→ Requirement:
What do the lines say from the one containing "Give me the" to the end of the records? Restate them word for word, and only those.
-- begin Materials provided --
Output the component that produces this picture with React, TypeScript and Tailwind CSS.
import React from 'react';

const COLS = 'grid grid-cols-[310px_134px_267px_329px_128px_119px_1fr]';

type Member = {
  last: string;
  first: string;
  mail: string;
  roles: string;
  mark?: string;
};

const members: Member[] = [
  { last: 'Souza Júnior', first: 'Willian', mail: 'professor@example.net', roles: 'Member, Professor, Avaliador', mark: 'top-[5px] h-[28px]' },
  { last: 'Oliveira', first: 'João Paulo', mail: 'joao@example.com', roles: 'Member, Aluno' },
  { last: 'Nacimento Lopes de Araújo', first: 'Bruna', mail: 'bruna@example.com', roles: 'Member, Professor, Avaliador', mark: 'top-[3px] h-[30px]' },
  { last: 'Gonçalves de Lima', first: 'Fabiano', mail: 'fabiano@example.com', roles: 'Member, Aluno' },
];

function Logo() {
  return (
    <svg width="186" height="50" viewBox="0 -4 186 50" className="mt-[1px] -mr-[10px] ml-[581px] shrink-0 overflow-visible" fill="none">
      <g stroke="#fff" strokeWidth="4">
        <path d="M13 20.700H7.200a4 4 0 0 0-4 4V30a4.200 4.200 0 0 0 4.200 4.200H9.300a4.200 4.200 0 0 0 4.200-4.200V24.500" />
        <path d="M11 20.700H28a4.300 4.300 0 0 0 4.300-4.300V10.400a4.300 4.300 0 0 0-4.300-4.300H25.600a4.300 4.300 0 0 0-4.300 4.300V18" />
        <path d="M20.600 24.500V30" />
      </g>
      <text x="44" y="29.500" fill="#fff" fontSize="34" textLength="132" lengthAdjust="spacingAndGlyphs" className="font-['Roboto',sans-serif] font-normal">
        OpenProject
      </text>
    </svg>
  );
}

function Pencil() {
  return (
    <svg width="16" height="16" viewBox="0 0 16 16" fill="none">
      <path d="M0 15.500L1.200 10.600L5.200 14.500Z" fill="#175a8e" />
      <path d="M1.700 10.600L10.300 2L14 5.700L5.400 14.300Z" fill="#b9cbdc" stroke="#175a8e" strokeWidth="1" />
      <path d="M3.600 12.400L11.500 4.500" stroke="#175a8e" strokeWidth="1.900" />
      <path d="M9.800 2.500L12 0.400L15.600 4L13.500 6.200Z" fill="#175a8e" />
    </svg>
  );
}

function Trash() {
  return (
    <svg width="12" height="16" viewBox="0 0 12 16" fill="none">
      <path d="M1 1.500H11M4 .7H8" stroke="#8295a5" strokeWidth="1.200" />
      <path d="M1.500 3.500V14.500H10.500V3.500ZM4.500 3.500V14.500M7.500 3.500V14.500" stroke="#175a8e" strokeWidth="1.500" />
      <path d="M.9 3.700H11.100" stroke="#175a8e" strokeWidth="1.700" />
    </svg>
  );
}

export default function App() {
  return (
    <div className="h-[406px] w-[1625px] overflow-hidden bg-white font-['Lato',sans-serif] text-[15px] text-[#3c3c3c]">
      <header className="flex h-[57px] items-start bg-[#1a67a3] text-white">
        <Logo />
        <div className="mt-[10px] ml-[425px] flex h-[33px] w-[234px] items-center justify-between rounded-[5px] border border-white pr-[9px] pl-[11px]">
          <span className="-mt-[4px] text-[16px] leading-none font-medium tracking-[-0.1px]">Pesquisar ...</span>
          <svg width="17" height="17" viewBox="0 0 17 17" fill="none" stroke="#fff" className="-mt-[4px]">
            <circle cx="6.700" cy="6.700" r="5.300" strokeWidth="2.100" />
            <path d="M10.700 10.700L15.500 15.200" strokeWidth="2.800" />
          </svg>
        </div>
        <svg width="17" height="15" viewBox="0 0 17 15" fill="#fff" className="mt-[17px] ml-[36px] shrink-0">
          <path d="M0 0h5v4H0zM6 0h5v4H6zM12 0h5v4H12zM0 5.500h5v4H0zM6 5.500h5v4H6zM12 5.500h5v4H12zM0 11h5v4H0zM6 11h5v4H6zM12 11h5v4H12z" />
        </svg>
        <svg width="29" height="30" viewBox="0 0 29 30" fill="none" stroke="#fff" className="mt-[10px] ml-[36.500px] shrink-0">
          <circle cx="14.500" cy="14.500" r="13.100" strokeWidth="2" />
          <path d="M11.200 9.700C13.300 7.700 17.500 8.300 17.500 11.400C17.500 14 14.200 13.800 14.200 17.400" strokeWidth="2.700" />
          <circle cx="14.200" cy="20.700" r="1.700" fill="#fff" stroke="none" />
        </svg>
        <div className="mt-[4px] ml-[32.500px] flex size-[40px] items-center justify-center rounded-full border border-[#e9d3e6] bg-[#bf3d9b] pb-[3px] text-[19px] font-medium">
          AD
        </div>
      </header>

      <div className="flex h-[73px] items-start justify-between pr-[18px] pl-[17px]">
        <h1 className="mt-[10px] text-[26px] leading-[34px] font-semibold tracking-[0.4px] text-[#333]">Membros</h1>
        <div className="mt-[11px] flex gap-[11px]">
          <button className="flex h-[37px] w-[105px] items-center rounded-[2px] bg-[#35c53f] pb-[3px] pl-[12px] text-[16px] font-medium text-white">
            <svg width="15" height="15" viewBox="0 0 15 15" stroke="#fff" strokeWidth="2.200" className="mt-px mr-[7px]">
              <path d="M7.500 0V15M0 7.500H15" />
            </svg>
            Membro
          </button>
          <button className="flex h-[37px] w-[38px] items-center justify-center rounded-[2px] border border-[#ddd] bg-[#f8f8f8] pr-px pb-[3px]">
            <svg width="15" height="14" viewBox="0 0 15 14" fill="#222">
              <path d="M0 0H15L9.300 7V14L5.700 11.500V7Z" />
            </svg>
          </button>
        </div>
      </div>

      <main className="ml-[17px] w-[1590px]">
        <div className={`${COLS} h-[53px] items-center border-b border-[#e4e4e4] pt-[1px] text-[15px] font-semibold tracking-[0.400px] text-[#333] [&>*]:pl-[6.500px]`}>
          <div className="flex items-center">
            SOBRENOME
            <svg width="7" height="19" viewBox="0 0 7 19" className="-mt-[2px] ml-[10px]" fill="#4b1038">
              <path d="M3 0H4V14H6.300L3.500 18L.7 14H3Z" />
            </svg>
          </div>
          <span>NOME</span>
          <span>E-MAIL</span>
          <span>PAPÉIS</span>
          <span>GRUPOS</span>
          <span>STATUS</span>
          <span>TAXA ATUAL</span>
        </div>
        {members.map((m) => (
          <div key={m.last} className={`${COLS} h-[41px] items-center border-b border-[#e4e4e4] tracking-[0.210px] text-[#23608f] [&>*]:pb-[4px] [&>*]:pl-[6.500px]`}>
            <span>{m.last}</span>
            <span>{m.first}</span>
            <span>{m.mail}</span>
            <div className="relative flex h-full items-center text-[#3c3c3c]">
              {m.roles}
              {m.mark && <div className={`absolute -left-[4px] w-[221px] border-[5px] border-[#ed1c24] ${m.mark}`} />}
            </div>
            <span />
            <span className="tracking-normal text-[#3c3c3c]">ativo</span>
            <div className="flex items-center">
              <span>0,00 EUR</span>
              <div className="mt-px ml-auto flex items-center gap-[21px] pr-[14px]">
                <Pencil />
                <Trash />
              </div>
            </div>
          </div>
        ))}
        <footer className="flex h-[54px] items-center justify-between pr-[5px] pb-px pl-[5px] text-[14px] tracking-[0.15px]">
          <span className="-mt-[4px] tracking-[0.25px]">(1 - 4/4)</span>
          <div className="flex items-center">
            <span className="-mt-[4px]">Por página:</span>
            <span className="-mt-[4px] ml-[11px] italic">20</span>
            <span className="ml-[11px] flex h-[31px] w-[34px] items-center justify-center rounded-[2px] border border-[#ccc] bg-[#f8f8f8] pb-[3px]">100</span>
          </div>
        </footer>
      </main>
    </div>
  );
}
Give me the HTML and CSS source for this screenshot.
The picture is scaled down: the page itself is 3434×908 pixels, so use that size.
-- end Materials provided --
→ The output:
Give me the HTML and CSS source for this screenshot.
The picture is scaled down: the page itself is 3434×908 pixels, so use that size.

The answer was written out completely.